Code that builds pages
------------------------------------
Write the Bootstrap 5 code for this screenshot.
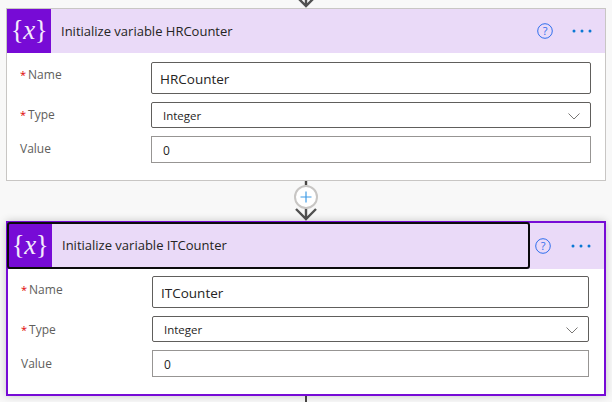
<!DOCTYPE html>
<html><head><meta charset="utf-8">
<link href="https://cdn.jsdelivr.net/npm/bootstrap@5.3.0/dist/css/bootstrap.min.css" rel="stylesheet">
<style>
html,body{height:402px;overflow:hidden;background:#f8f8f8;font-family:"Open Sans","Noto Sans",sans-serif;color:#252423}
.flow-wrap{padding:0 6px}
.joint{display:block;margin:0 auto;overflow:hidden}
.step-box{background:#fff;border:1px solid #c8c6c4;height:173px}
.step-head{background:#eadaf8;height:44px}
.step-icon{width:44px;height:44px;background:#770bd6;flex:none}
.step-title{font-size:13px;margin-left:10px;color:#252423;line-height:44px}
.step-help{margin-left:auto;margin-right:19px}
.step-more{margin-right:13px}
.step-fields{padding:9px 14px 0 13px}
.field-line{display:flex;margin-bottom:8px}
.field-name{width:131px;font-size:12px;color:#605e5c;padding-top:4px;line-height:18px}
.req{color:#e00000;font-size:11px;margin-right:2px}
.field-input{flex:1;border:1px solid #605e5c;border-radius:2px;display:flex;align-items:center;color:#252423;background:#fff;padding-top:2px}
.big{height:32px;font-size:13.5px;padding-left:8px}
.mid{height:26px;font-size:11.5px;padding-left:11px;justify-content:space-between;padding-right:10px}
.low{height:27px;font-size:12px;padding-left:11px;border-color:#979593;border-radius:0}
.selected{border:2px solid #770bd6;height:175px;box-shadow:0 0 8px rgba(0,0,0,.2);position:relative}
.selected .step-head{height:46px;position:relative}
.focus-ring-box{position:absolute;left:-1px;top:-1px;width:523px;height:47px;border:2px solid #0b0a0c;border-radius:3px;pointer-events:none}
.selected .step-icon{height:46px;width:44px}
.selected .step-help{margin-right:20px}
.selected .step-more{margin-right:13px}
.selected .step-fields{padding:7px 15px 0 13px}
.selected .step-title{line-height:44px;padding-bottom:2px;margin-left:10px}
.selected .field-name{padding-top:5px}
</style></head>
<body>
<div class="flow-wrap">
<svg class="joint" width="24" height="8" viewBox="0 0 24 8"><path d="M12 -4 V6 M2 -4 L12 6 L22 -4" fill="none" stroke="#505050" stroke-width="2.4"/></svg>
<div class="step-box">
  <div class="step-head d-flex align-items-center">
    <div class="step-icon"><svg width="44" height="44" viewBox="0 0 44 44"><text x="22" y="30" text-anchor="middle" font-family="Liberation Serif" font-size="27" fill="#f4eafc" letter-spacing="-.5">{<tspan font-style="italic">x</tspan>}</text></svg></div>
    <div class="step-title">Initialize variable HRCounter</div>
    <svg class="step-help" width="16" height="16" viewBox="0 0 16 16"><circle cx="8" cy="8" r="7.3" fill="none" stroke="#2f6fed" stroke-width="1"/><text x="8" y="12" text-anchor="middle" font-size="11" fill="#2f6fed" font-family="Open Sans">?</text></svg>
    <svg class="step-more" width="20" height="4" viewBox="0 0 20 4"><circle cx="2" cy="2" r="1.5" fill="#0a78d4"/><circle cx="10" cy="2" r="1.5" fill="#0a78d4"/><circle cx="18" cy="2" r="1.5" fill="#0a78d4"/></svg>
  </div>
  <div class="step-fields">
    <div class="field-line"><div class="field-name"><span class="req">*</span>Name</div><div class="field-input big">HRCounter</div></div>
    <div class="field-line"><div class="field-name"><span class="req">*</span>Type</div><div class="field-input mid">Integer<svg width="12" height="7" viewBox="0 0 12 7"><path d="M.5 .5 L6 6 L11.5 .5" fill="none" stroke="#797775"/></svg></div></div>
    <div class="field-line"><div class="field-name">Value</div><div class="field-input low">0</div></div>
  </div>
</div>
<svg class="joint" width="30" height="40" viewBox="0 0 30 40"><path d="M15 0 V4" stroke="#484644" stroke-width="2.4"/><path d="M15 26 V38 M5 28 L15 38 L25 28" fill="none" stroke="#505050" stroke-width="2.4"/><circle cx="15" cy="16" r="11" fill="#fff" stroke="#c8c6c4" stroke-width="2"/><path d="M9.5 16 H20.5 M15 10.5 V21.5" stroke="#3f9ce6" stroke-width="1.2"/></svg>
<div class="step-box selected">
  <div class="step-head d-flex align-items-center">
    <div class="step-icon"><svg width="44" height="46" viewBox="0 0 44 46"><text x="22" y="31" text-anchor="middle" font-family="Liberation Serif" font-size="27" fill="#f4eafc" letter-spacing="-.5">{<tspan font-style="italic">x</tspan>}</text></svg></div>
    <div class="step-title">Initialize variable ITCounter</div>
    <svg class="step-help" width="16" height="16" viewBox="0 0 16 16"><circle cx="8" cy="8" r="7.3" fill="none" stroke="#2f6fed" stroke-width="1"/><text x="8" y="12" text-anchor="middle" font-size="11" fill="#2f6fed" font-family="Open Sans">?</text></svg>
    <svg class="step-more" width="20" height="4" viewBox="0 0 20 4"><circle cx="2" cy="2" r="1.5" fill="#0a78d4"/><circle cx="10" cy="2" r="1.5" fill="#0a78d4"/><circle cx="18" cy="2" r="1.5" fill="#0a78d4"/></svg>
    <div class="focus-ring-box"></div>
  </div>
  <div class="step-fields">
    <div class="field-line"><div class="field-name"><span class="req">*</span>Name</div><div class="field-input big">ITCounter</div></div>
    <div class="field-line"><div class="field-name"><span class="req">*</span>Type</div><div class="field-input mid">Integer<svg width="12" height="7" viewBox="0 0 12 7"><path d="M.5 .5 L6 6 L11.5 .5" fill="none" stroke="#797775"/></svg></div></div>
    <div class="field-line"><div class="field-name">Value</div><div class="field-input low">0</div></div>
  </div>
</div>
<svg class="joint" width="4" height="6" viewBox="0 0 4 6"><path d="M2 0 V6" stroke="#484644" stroke-width="2"/></svg>
</div>
<script src="https://cdn.jsdelivr.net/npm/bootstrap@5.3.0/dist/js/bootstrap.bundle.min.js"></script>
</body></html>
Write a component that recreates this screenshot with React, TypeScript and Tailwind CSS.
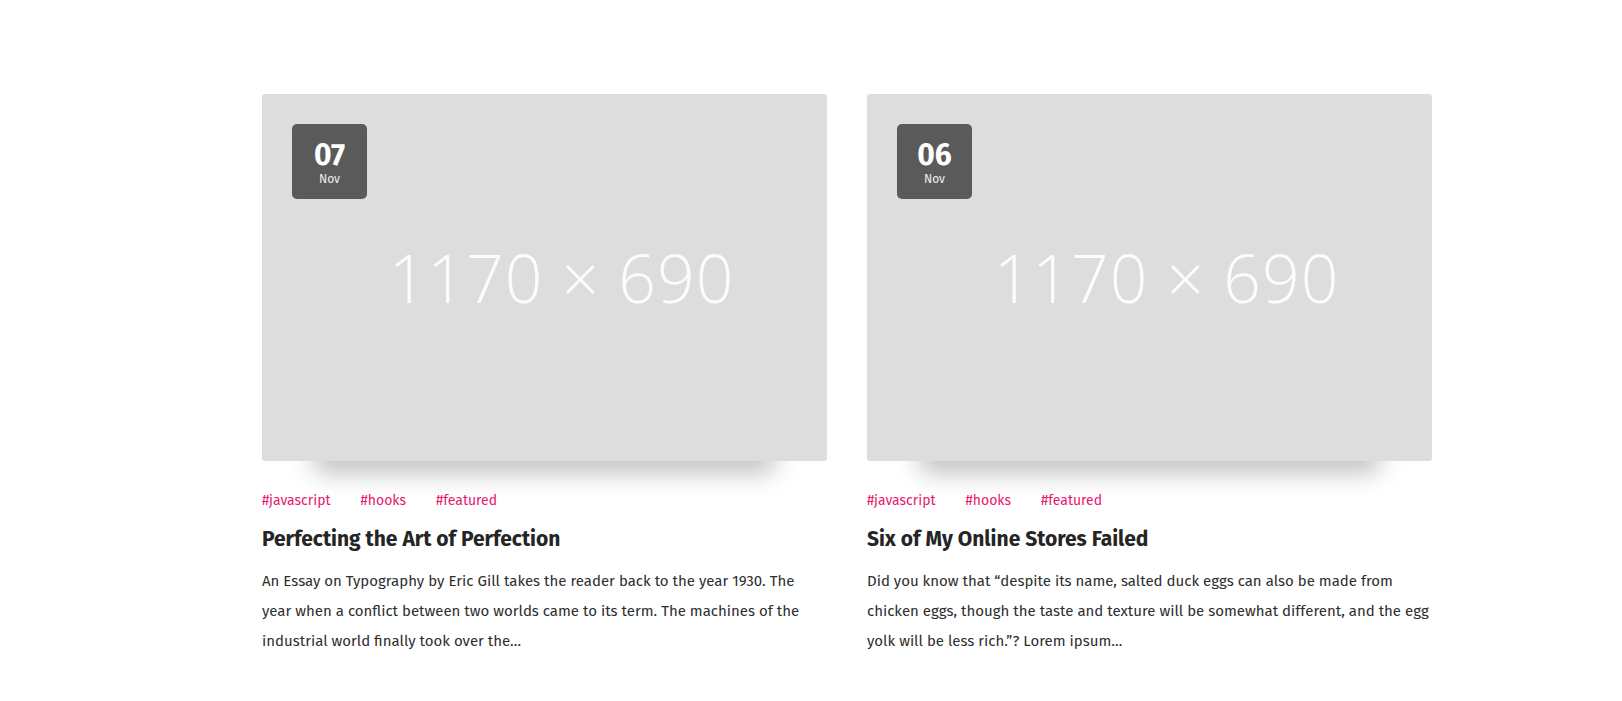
------------------------------------
» Aim
Find "Write". Copy every line it occurs in.

» Expected output
Write the Bootstrap 5 code for this screenshot.
Write a component that recreates this screenshot with React, TypeScript and Tailwind CSS.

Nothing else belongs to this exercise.